New Zealand minister urges exports to target Chinese market
Post Date: 28 Aug 2010 Viewed: 488
New Zealand exporters should be targeting markets such as aspiring middle classes in China where people can afford to buy premium New Zealand produce such as wines, said New Zealand Agriculture Minister David Carter.
"The challenge we have is to make sure the Chinese middle class gets a taste for New Zealand wine, because that middle class is huge," he told Winegrowers NZ's national conference in South Island town of Blenheim on Friday.
"Of China's 1.3 billion people, at least 250 million earn the same per capita income as the average New Zealander, so they can afford our premium products," he said.
Carter told the conference that China was now New Zealand's second-largest trading partner and that the free trade deal meant from the end of next year there would be no Chinese tariffs on New Zealand wine.

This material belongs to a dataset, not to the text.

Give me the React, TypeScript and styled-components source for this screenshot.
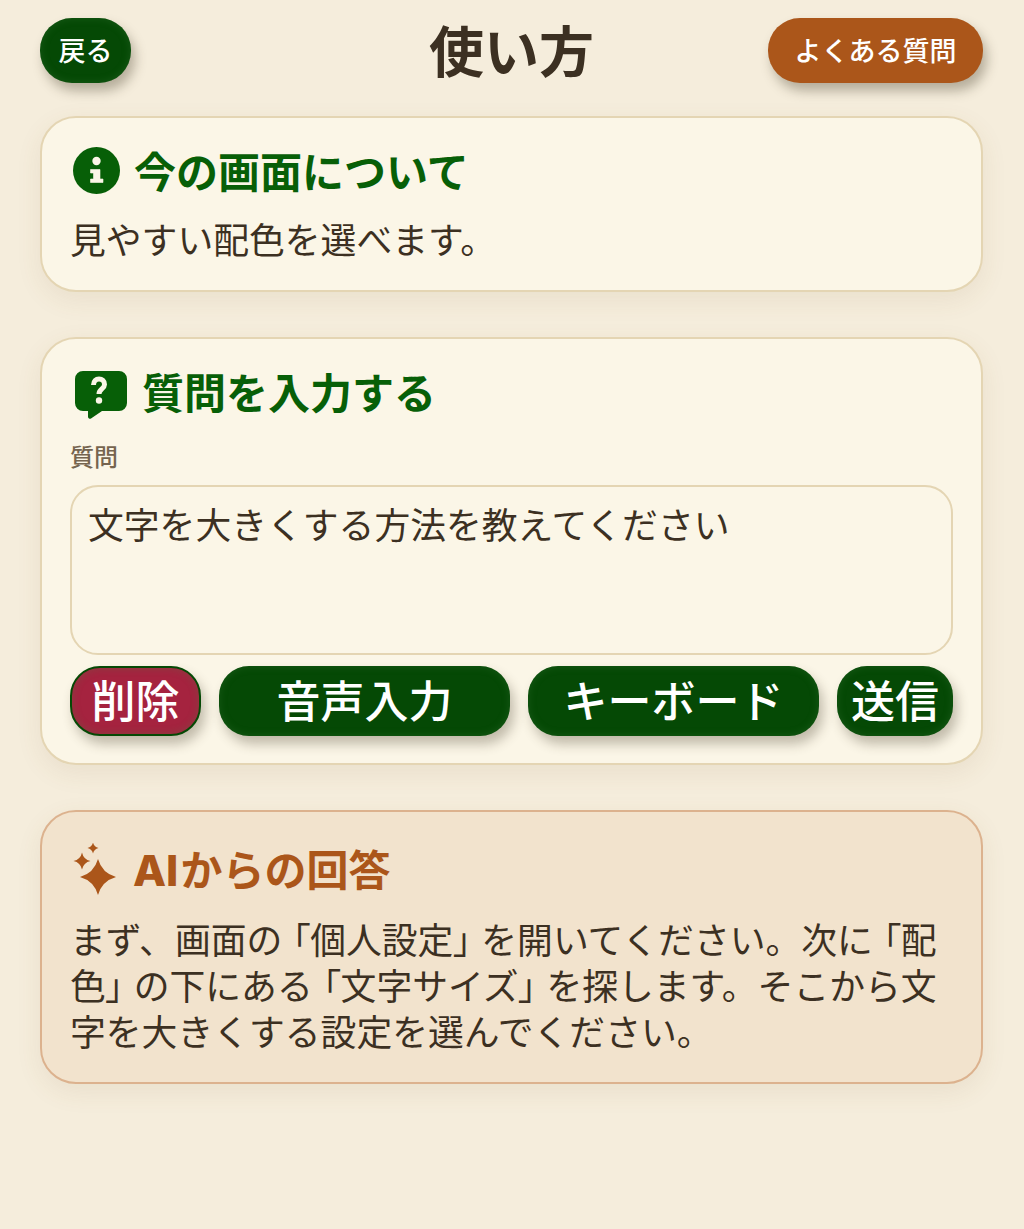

"Our exporters will have a significant advantage over international competitors who will continue to pay tariffs between 14 and 20 percent," he said.
Over the next 40 years the world's population was expected to increase from 6 billion to 9 billion people, he said.
"As a producer of premium products, our target will be the upper and middle classes the 50 million people in the future that can afford, and are prepared to pay more, for high quality food and beverage that is backed by integrity and reputation," he said.